One of the classic – yet misunderstood – heavyweights from the 1980s was the Honda VF1000R. Heavily influenced by endurance racing, the big Interceptor was shy of a true Homologation machine but certainly benefitted from Honda’s dedication to the track. From the gear-driven cams made famous by the RC30 to the dual headlights that illuminated braking points and apexes the one liter VFR was very different from the more staid “F” model Honda pandered in the US. It was also much more expensive, more exclusive, and sadly…. did not sell well. Today these are celebrated as a technical tour de force and growing in collector status.
1986 Honda VF1000R for sale on eBay
While American riders were offered the “streetbike” Interceptor (less bodywork, less power, less exotic V-4 engine) as a VF-F model, the R was very Euro in design. From the dual headlights to the 6+ gallon tank, to the TRAC anti-dive assisted fork to the quick-release front wheel attachment and 16″ front wheel, the R model was supposed to reflect what Honda learned on the racetrack. Unfortunately the move to gear-driven cams added weight, as did said bodywork, additional radiators for cooling, larger fuel tank, and so on. At the end of the day, the R model weighed much more than the F model – mid 500 lbs range dry, above 600 full of liquids – and was said to be top heavy at slower speeds.
From the seller:
1986 Honda VF1000R Interceptor
V4 Motor with 4 Gear Driven Cams
Fresh Tune with Plugs and Wires
4 Fully Synced Carbs
101 Octane Sunoco Race Gas
K&N Air Filter
Yoshimura R&D USA Dual Exhaust
Fully Adjustable front & Rear Air Shocks
Sitting on Pirelli Sport Demon tires
Between the weight, complexity, cost and markup (these were not readily available like the F model), the VF1000R made for a striking image but sales lagged. Sport enthusiasts were not that interested when better solutions existed for extreme riding, and the R model was too sport-oriented to be a truly capable sport tourer. Today, buyers are reliving their youth, when perhaps this bike as not affordable to them. Interest is high in these models, and they are seen as a high-water mark for classic Honda in the 1980s.
Today’s VF1000R is a 1986 model, which is one model year that exhibited the dual headlamps. For many, this is the year to have for that reason alone. This particular bike appears to be well loved and cared for, shows an exhaust upgrade (no notes on the availability of the stock exhaust), and has 20k on the clocks. That is fair mileage, but again, this is a Honda and the reliability record on the model is very good. Located in Oklahoma, this bike is offered on a Buy It Now only format, with the ask being a stout $17,000 or best offer.

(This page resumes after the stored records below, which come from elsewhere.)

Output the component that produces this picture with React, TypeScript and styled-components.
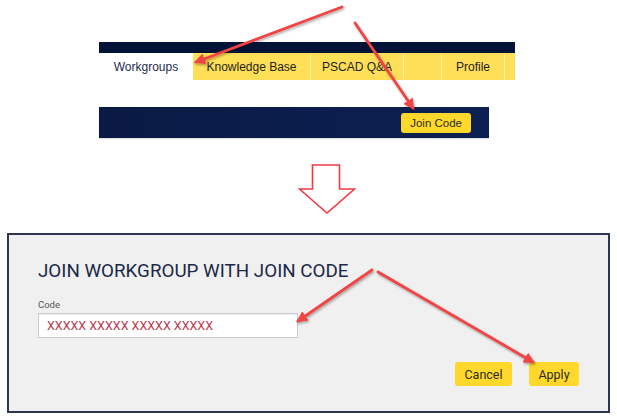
import React from 'react';
import styled, { createGlobalStyle } from 'styled-components';

const GlobalStyle = createGlobalStyle`
  * { box-sizing: border-box; }
  html, body { margin: 0; padding: 0; background: #ffffff; }
  body { font-family: Roboto, "Liberation Sans", Arial, sans-serif; }
`;

type Tab = { label: string; width: number; active?: boolean };

const tabs: Tab[] = [
  { label: 'Workgroups', width: 94, active: true },
  { label: 'Knowledge Base', width: 117 },
  { label: 'PSCAD Q&A', width: 93 },
  { label: '', width: 38 },
  { label: 'Profile', width: 63 },
  { label: '', width: 11 },
];

type Arrow = { x1: number; y1: number; x2: number; y2: number };

const arrows: Arrow[] = [
  { x1: 342, y1: 7, x2: 196, y2: 62 },
  { x1: 355, y1: 23, x2: 413, y2: 108 },
  { x1: 372, y1: 270, x2: 298, y2: 321 },
  { x1: 378, y1: 272, x2: 533, y2: 362 },
];

const App: React.FC = () => {
  return (
    <>
      <GlobalStyle />
      <Page>
        <NavMockup>
          <TopStrip />
          <TabRow>
            {tabs.map((tab, i) => (
              <TabItem key={i} $width={tab.width} $active={tab.active}>
                {tab.label}
              </TabItem>
            ))}
          </TabRow>
          <ActionBar>
            <YellowButton $small>Join Code</YellowButton>
          </ActionBar>
        </NavMockup>

        <DownArrow viewBox="0 0 58 50" width="58" height="50">
          <polygon
            points="14.5,1 41.5,1 41.5,25 56.5,25 29,49 1.5,25 14.5,25"
            fill="#ffffff"
            stroke="#ef3b43"
            strokeWidth="1.6"
          />
        </DownArrow>

        <Dialog>
          <Title>JOIN WORKGROUP WITH JOIN CODE</Title>
          <FieldLabel>Code</FieldLabel>
          <CodeInput>XXXXX XXXXX XXXXX XXXXX</CodeInput>
          <ButtonRow>
            <YellowButton $width={57}>Cancel</YellowButton>
            <YellowButton $width={50}>Apply</YellowButton>
          </ButtonRow>
        </Dialog>

        <Annotations viewBox="0 0 617 417" width="617" height="417">
          <defs>
            <filter id="shadow" x="-20%" y="-20%" width="140%" height="140%">
              <feDropShadow dx="1" dy="1.5" stdDeviation="1" floodColor="#000" floodOpacity="0.35" />
            </filter>
            <marker id="head" viewBox="0 0 10 10" refX="8" refY="5" markerWidth="4" markerHeight="4" orient="auto-start-reverse">
              <path d="M0,0 L10,5 L0,10 z" fill="#ef4444" />
            </marker>
          </defs>
          <g filter="url(#shadow)">
            {arrows.map((a, i) => (
              <line
                key={i}
                x1={a.x1}
                y1={a.y1}
                x2={a.x2}
                y2={a.y2}
                stroke="#ef4444"
                strokeWidth="2.8"
                strokeLinecap="round"
                markerEnd="url(#head)"
              />
            ))}
          </g>
        </Annotations>
      </Page>
    </>
  );
};

const Page = styled.div`
  position: relative;
  width: 617px;
  height: 417px;
  overflow: hidden;
  display: flex;
  flex-direction: column;
`;

const NavMockup = styled.div`
  margin: 42px 0 0 99px;
  width: 416px;
  display: flex;
  flex-direction: column;
  font-family: "Liberation Sans", Arial, sans-serif;
`;

const TopStrip = styled.div`
  height: 11px;
  background: #031338;
`;

const TabRow = styled.div`
  display: flex;
  height: 27px;
`;

const TabItem = styled.div<{ $width: number; $active?: boolean }>`
  width: ${({ $width }) => $width}px;
  display: flex;
  align-items: center;
  justify-content: center;
  font-size: 12px;
  color: ${({ $active }) => ($active ? '#1d2a4c' : '#1e1e1e')};
  background: ${({ $active }) => ($active ? '#ffffff' : '#ffdf57')};
  border-left: ${({ $active }) => ($active ? 'none' : '1px solid #fff0a8')};
  &:nth-child(2) { border-left: none; }
`;

const ActionBar = styled.div`
  margin-top: 27px;
  width: 390px;
  height: 31px;
  display: flex;
  align-items: center;
  justify-content: flex-end;
  padding-right: 18px;
  background: linear-gradient(to right, #0a1a44, #0c2052);
  box-shadow: 0 1px 1px rgba(0, 0, 0, 0.12);
`;

const YellowButton = styled.div<{ $small?: boolean; $width?: number }>`
  display: flex;
  align-items: center;
  justify-content: center;
  width: ${({ $width }) => ($width ? `${$width}px` : 'auto')};
  height: ${({ $small }) => ($small ? '20px' : '24px')};
  padding: ${({ $small }) => ($small ? '0 9px' : '0')};
  background: #ffd82b;
  border-radius: 3px;
  color: #2b2b2b;
  font-family: ${({ $small }) => ($small ? '"Liberation Sans", Arial' : 'Roboto, Arial')}, sans-serif;
  font-size: ${({ $small }) => ($small ? '11.5px' : '12.5px')};
`;

const DownArrow = styled.svg`
  display: block;
  margin: 26px 0 0 298px;
`;

const Dialog = styled.div`
  margin: 19px 0 0 7px;
  width: 603px;
  height: 180px;
  border: 2px solid #2c3652;
  background: #f0f0f0;
  padding: 26px 29px 0 29px;
  display: flex;
  flex-direction: column;
  font-family: Roboto, Arial, sans-serif;
`;

const Title = styled.div`
  font-size: 18.8px;
  line-height: 20px;
  color: #1b2848;
`;

const FieldLabel = styled.div`
  margin-top: 18px;
  font-size: 9.5px;
  line-height: 12px;
  color: #555;
`;

const CodeInput = styled.div`
  margin-top: 2px;
  width: 260px;
  height: 25px;
  display: flex;
  align-items: center;
  padding-left: 8px;
  background: #ffffff;
  border: 1px solid #c6c9cf;
  box-shadow: inset 0 1px 1px rgba(0, 0, 0, 0.06);
  font-size: 12.5px;
  color: #b5394d;
`;

const ButtonRow = styled.div`
  margin-top: 24px;
  display: flex;
  justify-content: flex-end;
  gap: 17px;
`;

const Annotations = styled.svg`
  position: absolute;
  left: 0;
  top: 0;
  pointer-events: none;
`;

export default App;
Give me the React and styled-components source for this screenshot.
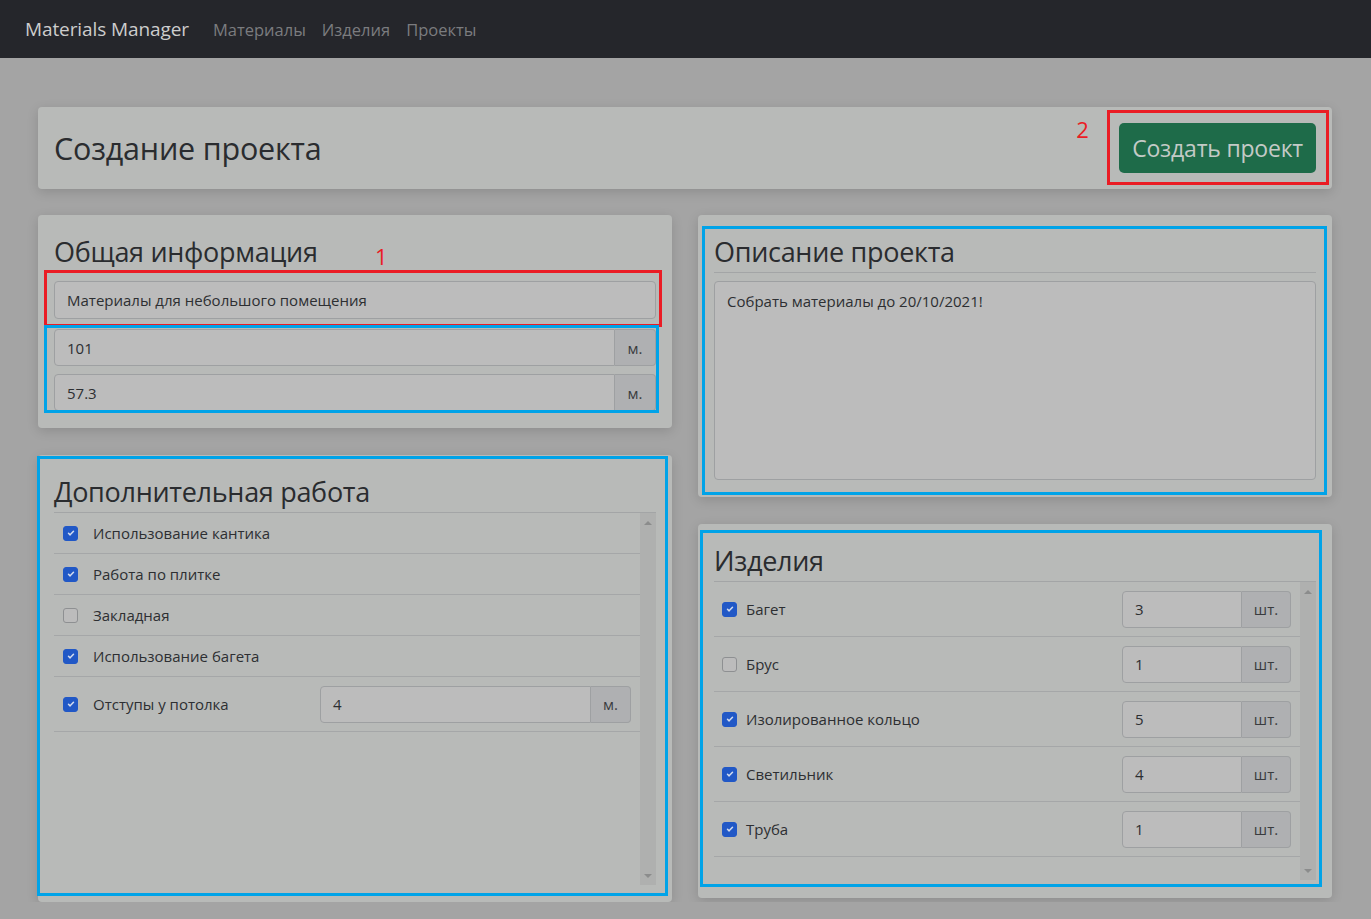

That is bigger money than we have seen asked in the past, and this will be telling to see if the market is moving this model higher in terms of valuation – or if the ask is simply optimistic. Check out all of the details here, and Good Luck!!
Nice. As owner of a European 86 Rothmans, finally good to see these under appreciated classics starting to get the recognition they really deserve. Personally do prefer the Euro gas tank rather than the sloping tank the NA models had.
And how many other RSBFS alumni have been featured on the TV show “Knight Rider” back in the day?! Micro-lock their brakes KITT!
If this bike gets anywhere close to that asking price, I’ve got a 1985 9.75/10 that will be going up for sale. And mine only has 10k miles.
Hi Sean……do you find the VF1000R to be fairly good on canyon roads. Have always wanted one of these v4’s. I am in my seventies, so my riding is spirited, but not all out crazy…..let me know what you think of yours…..thx, Gary
Very cool bikes but there’s no getting past how heavy they are. I had one at the same time I had an 86 VFR750 – the 750 was better in every way aside from extended high speed straight line riding and that feeling you get on the 1000 of riding something completely over-engineered.
To me though, these are a high water mark of Honda’s superior fit/finish/engineering/quality back in the 80s. But I don’t want one 🙂
Gary, the VF1000R is definitely a pig, but it has endearing qualities that take you straight back in time. Once the old girl is rolling she’s a lot more nimble than you would ever think. That being said, carving canyons at a spirited pace in not something I would consider. Cruising through the canyons is a better/safer method of travel.